When you can express what you feel, you make better decisions, relate to others more effectively, and can face adversity with greater poise. Fortunately, you can enhance this psychological craft.
How to improve your emotional processing
You didn’t come into the world skilled in emotional intelligence or the ability to consistently manage your emotions. You started with trial and error and gradually managed to take responsibility for your entire emotional universe. But this vast palette of sensations and psychophysical states is like a chaotic ball of thread that you have to know how to untangle.
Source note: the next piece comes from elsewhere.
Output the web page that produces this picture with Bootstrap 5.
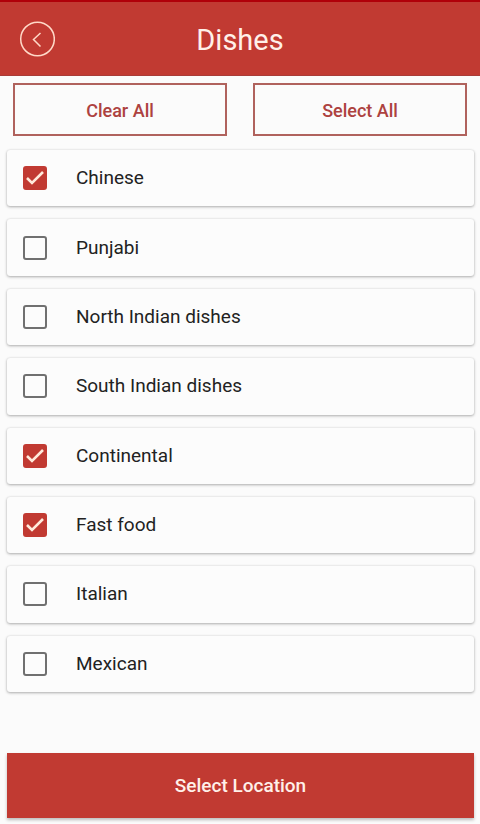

If you want to improve your emotional processing, consider the following steps. They’re some really basic guidelines but they’ll facilitate your journey toward psychological balance.
Emotional care
Pay attention to what you’re feeling and get in touch with your emotions, and with what your body and mind are telling you. Don’t displace your emotions and don’t evade them. Their mission is to give you a message and you must listen to it. Stay open-minded and connect with yourself.
Accept what you feel, without judging it
Your emotions are neither good nor bad. They’re merely psychophysical states full of meaning that define how you’re feeling at a specific moment. Nothing more. You’re not your emotions, you’re the person who contains them and, therefore, you must accept what you’re feeling, without valuing or criticizing yourself. There’s a reason for what you’re experiencing.
Label and analyze your emotions
When you identify the emotions you’re feeling, you offer them presence and the time will come when you take responsibility for them. So, make the effort and try to define and label what you’re experiencing and you’ll later come to understand what’s happening.
If you’re feeling anger and frustration, ask yourself why? What’s happened to make you feel this way?
Modulate and act on what you feel
Modulating an emotion means not letting yourself be carried away by it, but listening to it, attenuating its intensity, and thinking of a response. What could you do to feel better? What strategy can you carry out to solve what’s bothering hurting, or worrying you?
Remember not to leave until tomorrow the emotion you feel today. Indeed, effective emotional processing will allow you to enjoy life a great deal more.